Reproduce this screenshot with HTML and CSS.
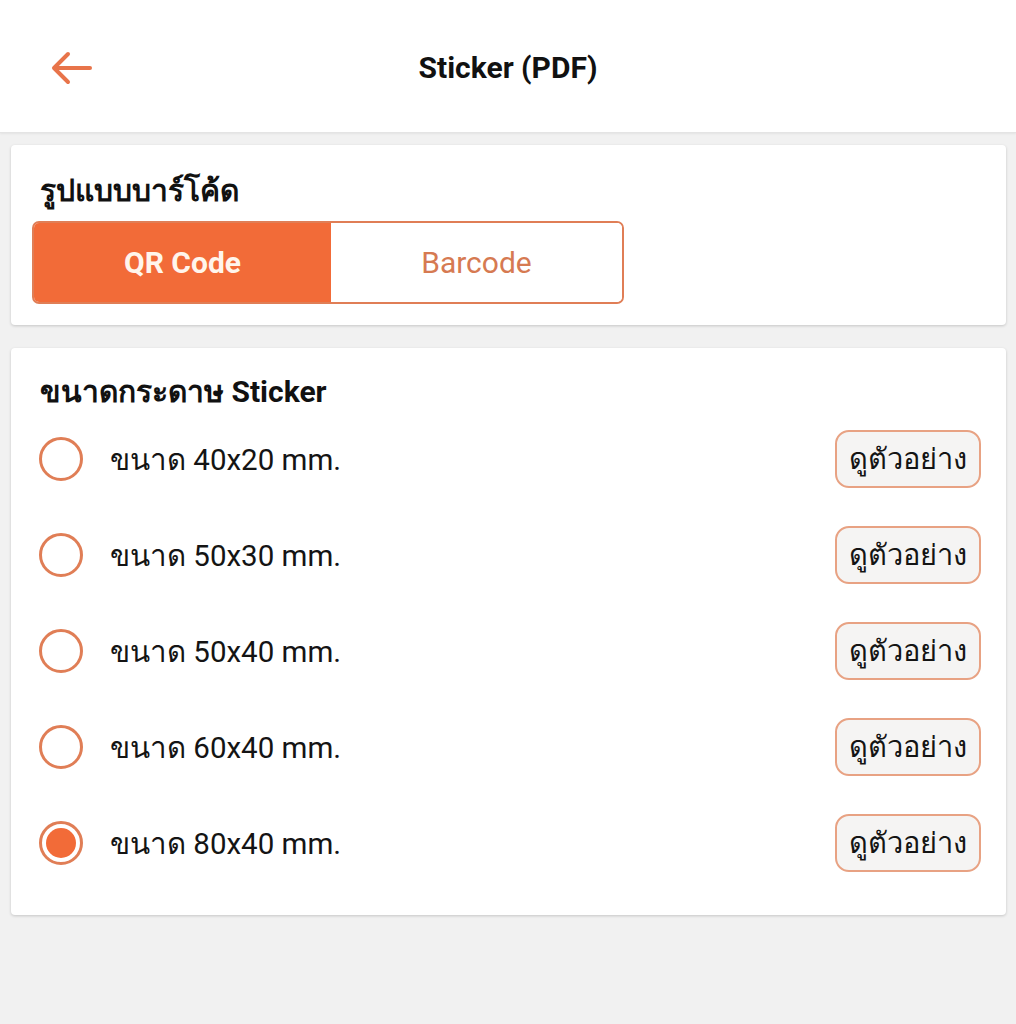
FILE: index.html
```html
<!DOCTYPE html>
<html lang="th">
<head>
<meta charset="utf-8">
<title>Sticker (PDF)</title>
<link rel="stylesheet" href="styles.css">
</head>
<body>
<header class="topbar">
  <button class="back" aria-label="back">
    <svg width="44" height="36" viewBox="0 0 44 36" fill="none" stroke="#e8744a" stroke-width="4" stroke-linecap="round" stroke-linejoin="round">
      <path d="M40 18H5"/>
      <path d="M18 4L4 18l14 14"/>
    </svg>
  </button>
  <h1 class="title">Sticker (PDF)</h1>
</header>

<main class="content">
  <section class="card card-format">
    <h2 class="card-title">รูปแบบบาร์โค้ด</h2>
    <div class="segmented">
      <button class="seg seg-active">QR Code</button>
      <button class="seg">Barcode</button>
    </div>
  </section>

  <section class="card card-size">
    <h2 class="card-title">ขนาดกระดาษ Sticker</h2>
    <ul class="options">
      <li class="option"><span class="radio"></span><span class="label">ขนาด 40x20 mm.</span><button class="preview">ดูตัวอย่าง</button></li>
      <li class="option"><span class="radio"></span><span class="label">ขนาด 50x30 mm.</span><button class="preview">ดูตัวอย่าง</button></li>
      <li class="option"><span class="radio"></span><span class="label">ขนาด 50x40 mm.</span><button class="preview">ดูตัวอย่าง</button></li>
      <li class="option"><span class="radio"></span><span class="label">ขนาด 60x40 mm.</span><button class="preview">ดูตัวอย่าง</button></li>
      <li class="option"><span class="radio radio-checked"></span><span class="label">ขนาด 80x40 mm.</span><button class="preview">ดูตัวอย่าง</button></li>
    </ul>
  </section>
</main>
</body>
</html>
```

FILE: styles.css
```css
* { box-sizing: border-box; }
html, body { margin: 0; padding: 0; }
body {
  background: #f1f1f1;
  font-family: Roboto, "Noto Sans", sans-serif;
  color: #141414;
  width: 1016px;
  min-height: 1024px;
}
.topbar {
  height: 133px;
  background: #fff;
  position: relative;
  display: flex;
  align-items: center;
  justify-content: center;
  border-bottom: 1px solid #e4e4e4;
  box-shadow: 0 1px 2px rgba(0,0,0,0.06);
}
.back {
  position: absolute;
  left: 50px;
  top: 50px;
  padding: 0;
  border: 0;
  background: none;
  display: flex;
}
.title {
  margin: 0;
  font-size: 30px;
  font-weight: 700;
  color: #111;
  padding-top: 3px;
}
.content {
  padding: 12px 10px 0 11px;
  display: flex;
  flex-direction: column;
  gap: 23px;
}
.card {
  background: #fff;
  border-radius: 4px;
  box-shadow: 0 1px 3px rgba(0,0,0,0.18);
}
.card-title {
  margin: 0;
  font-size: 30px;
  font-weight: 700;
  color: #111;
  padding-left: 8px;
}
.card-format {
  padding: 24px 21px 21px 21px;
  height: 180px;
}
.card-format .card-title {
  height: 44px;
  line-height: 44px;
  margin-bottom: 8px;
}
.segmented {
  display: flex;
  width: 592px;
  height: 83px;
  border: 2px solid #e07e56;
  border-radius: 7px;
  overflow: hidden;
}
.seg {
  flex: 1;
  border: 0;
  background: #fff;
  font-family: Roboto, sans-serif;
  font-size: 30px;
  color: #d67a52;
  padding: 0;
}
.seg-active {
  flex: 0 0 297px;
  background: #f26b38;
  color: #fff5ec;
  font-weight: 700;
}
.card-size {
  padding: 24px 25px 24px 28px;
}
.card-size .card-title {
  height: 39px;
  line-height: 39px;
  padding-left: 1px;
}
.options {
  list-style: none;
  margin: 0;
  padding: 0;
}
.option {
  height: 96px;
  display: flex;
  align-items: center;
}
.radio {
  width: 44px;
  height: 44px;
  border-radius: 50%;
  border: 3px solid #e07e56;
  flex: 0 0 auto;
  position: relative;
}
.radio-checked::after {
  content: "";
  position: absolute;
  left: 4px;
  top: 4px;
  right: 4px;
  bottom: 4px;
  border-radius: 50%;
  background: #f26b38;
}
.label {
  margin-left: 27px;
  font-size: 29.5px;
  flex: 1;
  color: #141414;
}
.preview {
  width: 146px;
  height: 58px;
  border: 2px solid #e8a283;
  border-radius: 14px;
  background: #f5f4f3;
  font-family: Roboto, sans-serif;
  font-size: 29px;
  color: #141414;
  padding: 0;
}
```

======

● **What to work on**
Return the listing above unchanged, apart from dropping its pictures.

● **Written reply**
Reproduce this screenshot with HTML and CSS.
FILE: index.html
```html
<!DOCTYPE html>
<html lang="th">
<head>
<meta charset="utf-8">
<title>Sticker (PDF)</title>
<link rel="stylesheet" href="styles.css">
</head>
<body>
<header class="topbar">
  <button class="back" aria-label="back">
    <svg width="44" height="36" viewBox="0 0 44 36" fill="none" stroke="#e8744a" stroke-width="4" stroke-linecap="round" stroke-linejoin="round">
      <path d="M40 18H5"/>
      <path d="M18 4L4 18l14 14"/>
    </svg>
  </button>
  <h1 class="title">Sticker (PDF)</h1>
</header>

<main class="content">
  <section class="card card-format">
    <h2 class="card-title">รูปแบบบาร์โค้ด</h2>
    <div class="segmented">
      <button class="seg seg-active">QR Code</button>
      <button class="seg">Barcode</button>
    </div>
  </section>

  <section class="card card-size">
    <h2 class="card-title">ขนาดกระดาษ Sticker</h2>
    <ul class="options">
      <li class="option"><span class="radio"></span><span class="label">ขนาด 40x20 mm.</span><button class="preview">ดูตัวอย่าง</button></li>
      <li class="option"><span class="radio"></span><span class="label">ขนาด 50x30 mm.</span><button class="preview">ดูตัวอย่าง</button></li>
      <li class="option"><span class="radio"></span><span class="label">ขนาด 50x40 mm.</span><button class="preview">ดูตัวอย่าง</button></li>
      <li class="option"><span class="radio"></span><span class="label">ขนาด 60x40 mm.</span><button class="preview">ดูตัวอย่าง</button></li>
      <li class="option"><span class="radio radio-checked"></span><span class="label">ขนาด 80x40 mm.</span><button class="preview">ดูตัวอย่าง</button></li>
    </ul>
  </section>
</main>
</body>
</html>
```

FILE: styles.css
```css
* { box-sizing: border-box; }
html, body { margin: 0; padding: 0; }
body {
  background: #f1f1f1;
  font-family: Roboto, "Noto Sans", sans-serif;
  color: #141414;
  width: 1016px;
  min-height: 1024px;
}
.topbar {
  height: 133px;
  background: #fff;
  position: relative;
  display: flex;
  align-items: center;
  justify-content: center;
  border-bottom: 1px solid #e4e4e4;
  box-shadow: 0 1px 2px rgba(0,0,0,0.06);
}
.back {
  position: absolute;
  left: 50px;
  top: 50px;
  padding: 0;
  border: 0;
  background: none;
  display: flex;
}
.title {
  margin: 0;
  font-size: 30px;
  font-weight: 700;
  color: #111;
  padding-top: 3px;
}
.content {
  padding: 12px 10px 0 11px;
  display: flex;
  flex-direction: column;
  gap: 23px;
}
.card {
  background: #fff;
  border-radius: 4px;
  box-shadow: 0 1px 3px rgba(0,0,0,0.18);
}
.card-title {
  margin: 0;
  font-size: 30px;
  font-weight: 700;
  color: #111;
  padding-left: 8px;
}
.card-format {
  padding: 24px 21px 21px 21px;
  height: 180px;
}
.card-format .card-title {
  height: 44px;
  line-height: 44px;
  margin-bottom: 8px;
}
.segmented {
  display: flex;
  width: 592px;
  height: 83px;
  border: 2px solid #e07e56;
  border-radius: 7px;
  overflow: hidden;
}
.seg {
  flex: 1;
  border: 0;
  background: #fff;
  font-family: Roboto, sans-serif;
  font-size: 30px;
  color: #d67a52;
  padding: 0;
}
.seg-active {
  flex: 0 0 297px;
  background: #f26b38;
  color: #fff5ec;
  font-weight: 700;
}
.card-size {
  padding: 24px 25px 24px 28px;
}
.card-size .card-title {
  height: 39px;
  line-height: 39px;
  padding-left: 1px;
}
.options {
  list-style: none;
  margin: 0;
  padding: 0;
}
.option {
  height: 96px;
  display: flex;
  align-items: center;
}
.radio {
  width: 44px;
  height: 44px;
  border-radius: 50%;
  border: 3px solid #e07e56;
  flex: 0 0 auto;
  position: relative;
}
.radio-checked::after {
  content: "";
  position: absolute;
  left: 4px;
  top: 4px;
  right: 4px;
  bottom: 4px;
  border-radius: 50%;
  background: #f26b38;
}
.label {
  margin-left: 27px;
  font-size: 29.5px;
  flex: 1;
  color: #141414;
}
.preview {
  width: 146px;
  height: 58px;
  border: 2px solid #e8a283;
  border-radius: 14px;
  background: #f5f4f3;
  font-family: Roboto, sans-serif;
  font-size: 29px;
  color: #141414;
  padding: 0;
}
```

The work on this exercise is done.